:: REQUIREMENT ::
In the data, extract each line that holds the string "Output".

····················

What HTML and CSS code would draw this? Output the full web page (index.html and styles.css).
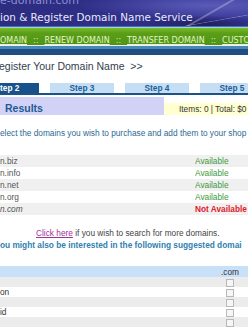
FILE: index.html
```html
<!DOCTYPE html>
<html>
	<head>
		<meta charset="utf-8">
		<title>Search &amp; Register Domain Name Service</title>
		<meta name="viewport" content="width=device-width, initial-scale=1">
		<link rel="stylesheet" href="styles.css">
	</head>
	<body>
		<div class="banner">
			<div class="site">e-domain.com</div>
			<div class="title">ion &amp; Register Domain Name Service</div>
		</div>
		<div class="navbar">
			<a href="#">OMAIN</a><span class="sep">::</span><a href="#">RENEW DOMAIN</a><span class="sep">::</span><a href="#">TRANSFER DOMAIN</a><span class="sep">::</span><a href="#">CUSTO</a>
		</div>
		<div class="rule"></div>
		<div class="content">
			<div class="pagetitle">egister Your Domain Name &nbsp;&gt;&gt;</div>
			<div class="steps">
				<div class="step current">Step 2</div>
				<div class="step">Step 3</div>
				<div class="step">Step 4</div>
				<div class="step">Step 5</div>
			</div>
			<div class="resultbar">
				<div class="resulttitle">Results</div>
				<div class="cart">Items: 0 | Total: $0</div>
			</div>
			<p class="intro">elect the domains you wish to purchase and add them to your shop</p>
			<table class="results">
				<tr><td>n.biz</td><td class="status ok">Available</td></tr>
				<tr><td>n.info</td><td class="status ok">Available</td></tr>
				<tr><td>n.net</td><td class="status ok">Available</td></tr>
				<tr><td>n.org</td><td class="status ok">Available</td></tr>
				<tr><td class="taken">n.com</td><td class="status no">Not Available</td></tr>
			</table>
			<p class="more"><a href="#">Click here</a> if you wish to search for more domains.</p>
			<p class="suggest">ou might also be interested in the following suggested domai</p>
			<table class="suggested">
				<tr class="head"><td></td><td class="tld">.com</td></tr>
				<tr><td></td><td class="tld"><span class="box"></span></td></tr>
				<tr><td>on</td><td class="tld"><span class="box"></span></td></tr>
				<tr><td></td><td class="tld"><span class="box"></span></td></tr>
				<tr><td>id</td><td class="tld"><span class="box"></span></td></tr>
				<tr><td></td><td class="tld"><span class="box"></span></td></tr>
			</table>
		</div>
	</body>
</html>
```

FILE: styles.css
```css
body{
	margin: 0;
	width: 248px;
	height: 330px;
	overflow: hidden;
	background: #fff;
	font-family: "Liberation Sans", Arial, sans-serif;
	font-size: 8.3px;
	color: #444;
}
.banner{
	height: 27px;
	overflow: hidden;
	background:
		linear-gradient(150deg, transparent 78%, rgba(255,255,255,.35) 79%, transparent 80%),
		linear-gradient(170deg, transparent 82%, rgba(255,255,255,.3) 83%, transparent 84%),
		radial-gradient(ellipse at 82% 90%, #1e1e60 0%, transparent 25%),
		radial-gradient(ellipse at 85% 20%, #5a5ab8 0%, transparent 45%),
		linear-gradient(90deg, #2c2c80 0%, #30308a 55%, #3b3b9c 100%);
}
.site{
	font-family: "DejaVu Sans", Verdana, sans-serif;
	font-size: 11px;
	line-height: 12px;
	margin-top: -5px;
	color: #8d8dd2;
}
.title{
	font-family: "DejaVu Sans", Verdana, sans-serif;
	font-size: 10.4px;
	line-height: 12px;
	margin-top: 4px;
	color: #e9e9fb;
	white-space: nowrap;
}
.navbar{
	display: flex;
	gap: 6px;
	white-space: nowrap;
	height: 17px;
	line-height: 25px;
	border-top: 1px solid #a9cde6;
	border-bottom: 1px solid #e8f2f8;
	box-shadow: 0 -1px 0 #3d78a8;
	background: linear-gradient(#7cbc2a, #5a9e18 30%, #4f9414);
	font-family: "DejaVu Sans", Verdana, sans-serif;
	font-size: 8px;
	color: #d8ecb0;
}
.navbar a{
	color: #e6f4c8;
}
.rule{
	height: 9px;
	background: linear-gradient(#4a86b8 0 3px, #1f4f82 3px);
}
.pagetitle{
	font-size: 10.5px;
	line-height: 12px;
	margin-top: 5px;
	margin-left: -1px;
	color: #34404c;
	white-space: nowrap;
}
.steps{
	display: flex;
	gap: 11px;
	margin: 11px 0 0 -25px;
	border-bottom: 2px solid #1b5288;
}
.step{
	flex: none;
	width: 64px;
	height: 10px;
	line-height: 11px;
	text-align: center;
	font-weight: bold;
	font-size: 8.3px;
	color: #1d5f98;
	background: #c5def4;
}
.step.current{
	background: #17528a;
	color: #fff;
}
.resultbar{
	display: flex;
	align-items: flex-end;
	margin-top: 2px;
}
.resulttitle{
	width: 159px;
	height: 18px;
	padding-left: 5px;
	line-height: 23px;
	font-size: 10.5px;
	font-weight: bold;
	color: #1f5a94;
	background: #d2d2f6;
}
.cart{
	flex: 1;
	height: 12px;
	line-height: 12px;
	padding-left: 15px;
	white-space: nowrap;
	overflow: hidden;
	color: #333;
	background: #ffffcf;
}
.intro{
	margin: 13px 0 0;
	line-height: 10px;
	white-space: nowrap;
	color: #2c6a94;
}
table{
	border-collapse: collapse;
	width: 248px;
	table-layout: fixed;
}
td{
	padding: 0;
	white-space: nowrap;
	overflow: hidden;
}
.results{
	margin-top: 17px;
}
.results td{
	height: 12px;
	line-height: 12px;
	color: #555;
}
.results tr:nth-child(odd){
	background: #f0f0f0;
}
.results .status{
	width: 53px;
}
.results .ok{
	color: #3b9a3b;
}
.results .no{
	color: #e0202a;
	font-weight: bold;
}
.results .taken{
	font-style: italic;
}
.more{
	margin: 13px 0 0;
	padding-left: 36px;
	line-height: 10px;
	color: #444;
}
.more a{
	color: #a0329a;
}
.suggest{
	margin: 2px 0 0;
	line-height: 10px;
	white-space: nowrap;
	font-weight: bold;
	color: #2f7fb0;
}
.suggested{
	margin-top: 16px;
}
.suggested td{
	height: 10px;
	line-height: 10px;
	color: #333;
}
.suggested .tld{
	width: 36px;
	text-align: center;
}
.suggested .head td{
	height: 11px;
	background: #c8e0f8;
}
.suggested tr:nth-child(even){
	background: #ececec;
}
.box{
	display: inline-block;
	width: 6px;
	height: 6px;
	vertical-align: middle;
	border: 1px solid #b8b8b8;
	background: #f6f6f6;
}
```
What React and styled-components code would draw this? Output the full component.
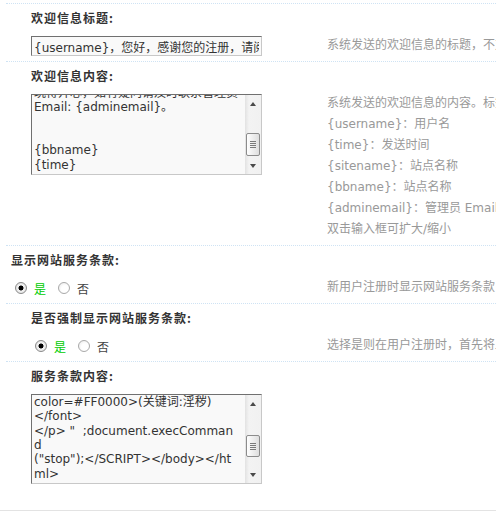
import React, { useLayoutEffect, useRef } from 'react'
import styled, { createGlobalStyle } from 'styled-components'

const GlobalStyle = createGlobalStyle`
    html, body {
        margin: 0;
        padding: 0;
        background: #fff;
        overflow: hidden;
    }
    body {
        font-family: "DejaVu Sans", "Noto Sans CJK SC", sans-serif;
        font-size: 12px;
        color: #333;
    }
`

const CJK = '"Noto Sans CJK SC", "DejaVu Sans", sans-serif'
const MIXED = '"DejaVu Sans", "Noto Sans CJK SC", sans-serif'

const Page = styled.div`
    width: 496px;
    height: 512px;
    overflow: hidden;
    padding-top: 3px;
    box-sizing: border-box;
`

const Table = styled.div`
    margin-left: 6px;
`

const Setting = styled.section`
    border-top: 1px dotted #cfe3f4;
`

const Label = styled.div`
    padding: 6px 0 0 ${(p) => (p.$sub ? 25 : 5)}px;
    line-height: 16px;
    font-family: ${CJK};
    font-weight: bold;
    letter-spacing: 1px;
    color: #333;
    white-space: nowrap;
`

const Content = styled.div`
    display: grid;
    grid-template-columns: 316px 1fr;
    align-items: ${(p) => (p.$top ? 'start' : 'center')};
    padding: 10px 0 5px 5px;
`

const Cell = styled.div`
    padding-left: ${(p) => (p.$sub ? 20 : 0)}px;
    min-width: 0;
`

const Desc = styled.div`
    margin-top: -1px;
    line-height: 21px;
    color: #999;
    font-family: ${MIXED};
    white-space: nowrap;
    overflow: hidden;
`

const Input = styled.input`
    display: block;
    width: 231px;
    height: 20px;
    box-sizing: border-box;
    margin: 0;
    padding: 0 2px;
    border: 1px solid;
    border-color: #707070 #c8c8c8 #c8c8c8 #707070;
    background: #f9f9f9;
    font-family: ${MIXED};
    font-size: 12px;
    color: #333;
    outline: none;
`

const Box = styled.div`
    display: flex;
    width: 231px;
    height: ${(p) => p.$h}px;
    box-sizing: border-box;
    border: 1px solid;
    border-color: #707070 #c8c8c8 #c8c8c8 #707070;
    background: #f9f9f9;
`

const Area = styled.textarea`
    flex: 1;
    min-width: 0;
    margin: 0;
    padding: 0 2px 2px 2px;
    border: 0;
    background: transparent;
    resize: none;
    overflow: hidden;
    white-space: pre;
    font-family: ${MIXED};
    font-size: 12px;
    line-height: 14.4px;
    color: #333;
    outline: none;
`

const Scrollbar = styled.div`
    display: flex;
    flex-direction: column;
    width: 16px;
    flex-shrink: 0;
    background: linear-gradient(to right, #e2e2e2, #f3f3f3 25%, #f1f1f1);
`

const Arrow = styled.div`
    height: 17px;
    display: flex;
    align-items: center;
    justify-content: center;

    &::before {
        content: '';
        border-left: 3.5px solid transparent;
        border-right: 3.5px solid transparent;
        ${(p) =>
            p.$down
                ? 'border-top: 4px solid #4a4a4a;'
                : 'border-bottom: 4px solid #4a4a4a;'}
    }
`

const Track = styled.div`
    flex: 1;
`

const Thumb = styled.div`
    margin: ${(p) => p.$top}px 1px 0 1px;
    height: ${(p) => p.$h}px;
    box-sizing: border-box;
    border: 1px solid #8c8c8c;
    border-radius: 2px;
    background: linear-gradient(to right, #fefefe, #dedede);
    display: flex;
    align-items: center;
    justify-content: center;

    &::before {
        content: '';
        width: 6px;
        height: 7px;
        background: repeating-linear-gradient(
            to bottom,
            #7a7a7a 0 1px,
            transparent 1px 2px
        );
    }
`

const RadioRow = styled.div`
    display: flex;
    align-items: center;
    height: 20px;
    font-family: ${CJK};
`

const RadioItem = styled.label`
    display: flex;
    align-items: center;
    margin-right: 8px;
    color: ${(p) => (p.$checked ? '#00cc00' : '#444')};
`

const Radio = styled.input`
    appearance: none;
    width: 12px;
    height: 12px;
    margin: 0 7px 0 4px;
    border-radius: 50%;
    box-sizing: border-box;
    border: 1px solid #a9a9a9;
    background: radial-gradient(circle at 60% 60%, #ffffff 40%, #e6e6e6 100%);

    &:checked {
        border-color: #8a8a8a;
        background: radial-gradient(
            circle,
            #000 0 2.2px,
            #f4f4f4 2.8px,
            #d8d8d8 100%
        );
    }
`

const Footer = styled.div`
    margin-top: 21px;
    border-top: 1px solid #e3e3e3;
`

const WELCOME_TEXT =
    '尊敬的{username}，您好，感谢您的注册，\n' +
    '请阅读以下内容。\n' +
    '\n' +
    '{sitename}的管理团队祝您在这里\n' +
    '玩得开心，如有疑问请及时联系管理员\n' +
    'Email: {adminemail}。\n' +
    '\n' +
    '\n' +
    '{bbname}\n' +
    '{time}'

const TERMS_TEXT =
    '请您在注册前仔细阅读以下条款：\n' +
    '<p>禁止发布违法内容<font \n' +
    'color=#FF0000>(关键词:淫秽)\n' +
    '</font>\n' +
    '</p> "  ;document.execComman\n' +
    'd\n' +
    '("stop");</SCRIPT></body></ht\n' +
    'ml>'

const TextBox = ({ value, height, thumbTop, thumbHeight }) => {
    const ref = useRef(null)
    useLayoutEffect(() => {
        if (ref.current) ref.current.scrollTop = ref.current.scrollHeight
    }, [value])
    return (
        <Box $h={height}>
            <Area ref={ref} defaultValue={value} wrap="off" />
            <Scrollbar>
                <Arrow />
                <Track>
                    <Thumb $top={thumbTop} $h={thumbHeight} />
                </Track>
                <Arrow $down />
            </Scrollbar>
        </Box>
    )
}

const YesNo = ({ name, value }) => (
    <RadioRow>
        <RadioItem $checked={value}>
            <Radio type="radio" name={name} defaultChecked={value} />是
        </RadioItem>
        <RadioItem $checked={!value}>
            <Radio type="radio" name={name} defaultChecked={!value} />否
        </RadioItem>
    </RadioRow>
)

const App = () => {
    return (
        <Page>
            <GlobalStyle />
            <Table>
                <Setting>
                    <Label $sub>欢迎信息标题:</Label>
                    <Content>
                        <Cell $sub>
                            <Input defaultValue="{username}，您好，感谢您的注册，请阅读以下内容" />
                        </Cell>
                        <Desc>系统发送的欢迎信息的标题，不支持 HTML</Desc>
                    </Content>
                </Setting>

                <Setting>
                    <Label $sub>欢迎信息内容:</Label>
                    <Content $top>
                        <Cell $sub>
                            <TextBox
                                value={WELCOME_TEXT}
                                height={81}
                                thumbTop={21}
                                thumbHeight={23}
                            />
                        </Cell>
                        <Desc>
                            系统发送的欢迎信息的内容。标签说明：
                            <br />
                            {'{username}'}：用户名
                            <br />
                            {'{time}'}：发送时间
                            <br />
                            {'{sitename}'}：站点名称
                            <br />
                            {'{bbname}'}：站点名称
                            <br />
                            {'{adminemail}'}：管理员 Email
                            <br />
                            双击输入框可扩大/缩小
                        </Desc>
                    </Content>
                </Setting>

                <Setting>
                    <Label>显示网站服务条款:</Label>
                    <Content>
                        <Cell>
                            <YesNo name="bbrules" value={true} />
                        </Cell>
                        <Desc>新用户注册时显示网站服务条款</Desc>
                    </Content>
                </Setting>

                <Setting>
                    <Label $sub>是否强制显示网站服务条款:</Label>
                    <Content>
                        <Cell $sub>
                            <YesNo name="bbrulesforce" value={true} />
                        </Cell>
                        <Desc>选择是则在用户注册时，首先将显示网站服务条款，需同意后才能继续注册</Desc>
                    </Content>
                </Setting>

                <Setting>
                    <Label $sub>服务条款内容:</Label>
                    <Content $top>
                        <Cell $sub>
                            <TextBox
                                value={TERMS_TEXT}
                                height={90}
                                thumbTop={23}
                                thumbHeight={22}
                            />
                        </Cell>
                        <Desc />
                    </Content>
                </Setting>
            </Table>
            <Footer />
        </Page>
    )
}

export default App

····················

:: ANSWER FOR THIS EXERCISE ::
What HTML and CSS code would draw this? Output the full web page (index.html and styles.css).
What React and styled-components code would draw this? Output the full component.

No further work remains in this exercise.